I've been trying to think about improving the synchronized sequences I prep on the front side. These sequences can grow very big, depending on the amount of multicam recordings, the ProRes converted footage and all of that. From what I remember, these timelines would contain about 2 TB worth of footage each. These 'sync timelines' were used to easily and quickly form stories and build scenes in the montage sequence.

Conclusion
I hope all of this made sense. For now I just hope there is someone who's willing and able to think along. For example connecting an SSD drive to each set to regulate the local cache, telling me if Video Previews are a GO or NO GO (last year we tried several options; Video Previews - stored on the server - as well), certain settings, something else...? We do wish to use Productions over normal Premiere projects, especially because there's several editors and other people working together on scenes and episodes.

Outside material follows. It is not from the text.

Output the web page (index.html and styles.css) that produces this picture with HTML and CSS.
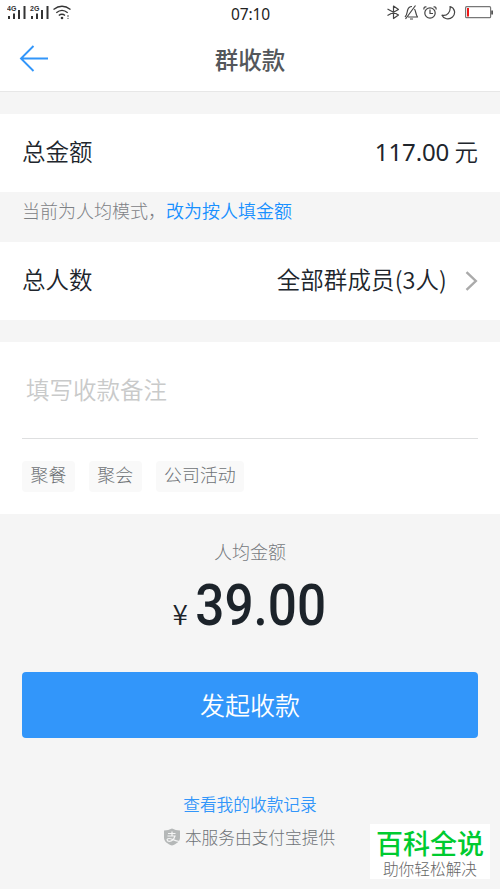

Thank you so much for now!

4 replies

Community Expert
October 16, 2025

In my experience, slow performance in Premiere Productions is less about using mixed codecs—since Premiere projects are codec-agnostic—and more about two main factors:

  • Large project file sizes (typically over 50 MB)
  • Very long sequences (often 20 minutes or more)


If you're loading all your footage into a single project and building a master timeline within that same project, you're likely triggering both of these issues. A large volume of media, combined with extensive timelines, can make project files balloon in size and become sluggish to work with—especially across a shared storage environment.


Segmenting your workflow more aggressively—such as breaking footage and sequences into smaller, more targeted projects—can significantly improve responsiveness. It’s also worth monitoring your project file size regularly and avoiding sequences that grow too long or overly complex within a single project file.

Participant
September 9, 2025

We had the exact same issue, and our project became much faster after deleting the scratch video and audio previews (not the cache files). These are stored in the folders “Adobe Premiere Pro Video Previews” and “Adobe Premiere Pro Audio Previews” next to the production folder or at the path you’ve selected under File → Production Settings → Scratch Disks.

Participant
September 9, 2025

This actually helped for like 20 mins now we are back to the same ~5 second playback lag after hitting the spacebar

Kevin-Monahan
Community Manager
Community Manager
October 11, 2025

Hi,

What kind of hard drives are you using? Local or a NAS or SAN? Network speed can often hamper playback and connectivity. Please let the team know what your hardware setup looks like.

 

Thanks,
Kevin

 

Kevin Monahan - Sr. Community & Engagement Strategist – Pro Video and Audio
Participant
April 16, 2024

yes Productions is SO SLOW!!!! I don't want to sound mean but I am paying a lot for my team every month to use Productions and it is SO SLOW!!!!!!!!!!!!!!!!!!!!!!!
It's very frustrating... I hate software that gets in the way of editing! It is terrible!
I know Adobe has done some great work over the years and come a long way but you can't just stay there and only look at one side of it. You have to be balanced. 

I could understand if this was an open-source kid's project, but this is a professional big company. You have to Eliminate excuses and reasons why this can't and that can't work. Just fix it!

Participant
June 12, 2023

Hi NwProPr, 

Did you find any solution? I seem to have the same sort of problems on a documentary project. Greetings, Ralf.